There is one final problem with viewing this as an extremely early Jesus foreshadowing, though it is actually possible to discount the objection.  In the original 2nd Samuel promise wording versus all subsequent interpretations, the number of people being referred to seemingly shifts from singular to multiple.  2nd Samuel refers initially to “offspring” (at best ambiguous, in it could be both one or more people) but then is consistent with singular references to this “offspring”: “he”, “him” etc.  The subsequent reworkings of this initial promise are all in the plural: “sons” (Psalm 132 and 1st Kings 8), “children” (1st  Kings 9) and a Hebraically plural “you” in 2nd Chronicles 7.  shade correctly points out that subsequent interpretations (and such rewritings there-of) added the “if/then” clause, and tinkered with the wording to make it refer to multiple people, specifically any of  David’s children occupying the role of King.  However, in my rebuttal to shade I rejected subsequent reinterpretations as just that—reinterpretations—and I am most concerned with the original promise.  The “he” given as an example in 2nd Samuel could be seen as to referring to either one person (in your case, Jesus), or as a case-by-case example for anyone falling under the “offspring” category.  Ambiguous at best, but the context makes me think it is referring to David’s immediate successors.  Indeed, if only one person were to be nominated as the “he” it would be Solomon, who did indeed build God a house (The Temple.)  Of course, you can reach into metaphor and argue Jesus did the same thing during his ministry, but I think that’s stretching both linguistics and credulity.
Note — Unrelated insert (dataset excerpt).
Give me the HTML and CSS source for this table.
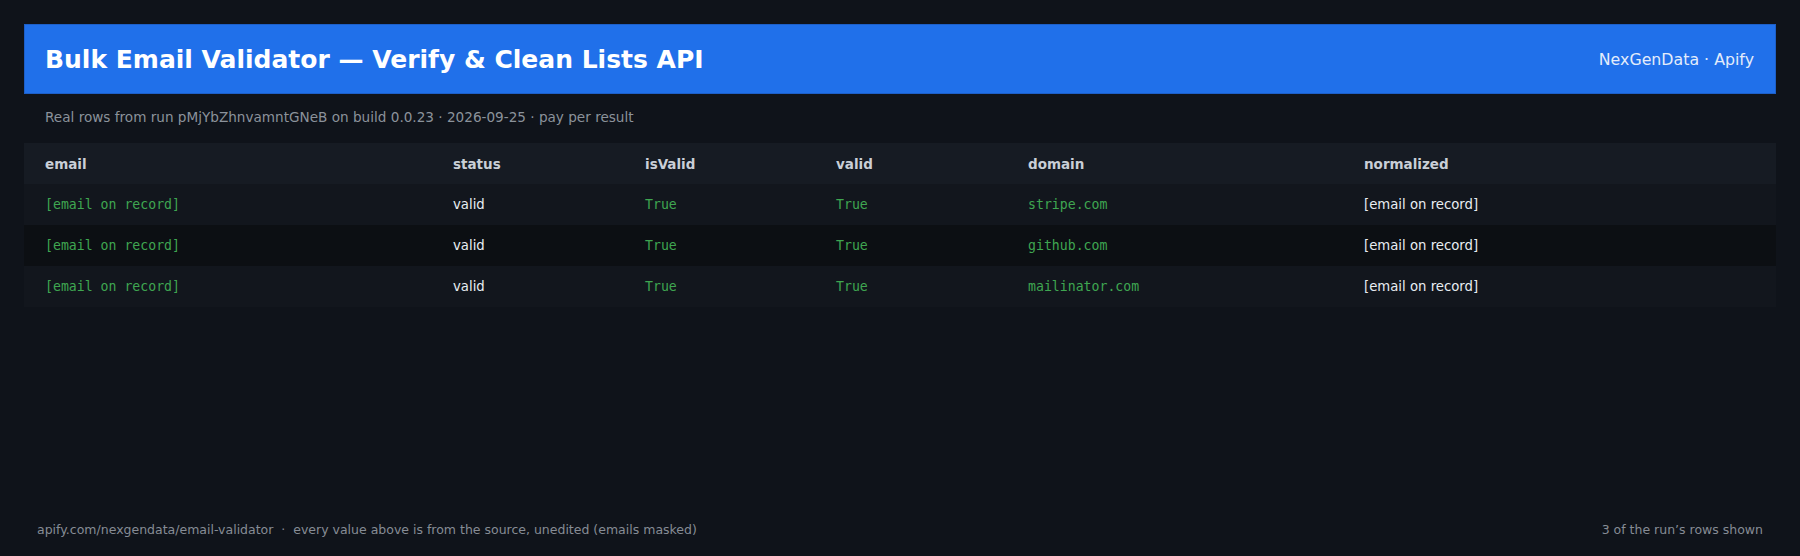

            Ultimately, it seems wrong to apply the 2nd Samuel promise to just Jesus, and I suspect that the only reason the Orthodox have done so is out of a “sour grapes” mentality: at face value the promise fell through if it is applied to David's immediate descendents, and since such Orthodox are horrified by the idea of God reneging on His word, seek to apply it to something else to force it to fit.  And by their own criteria, that is wrong, as it twists the very word of God.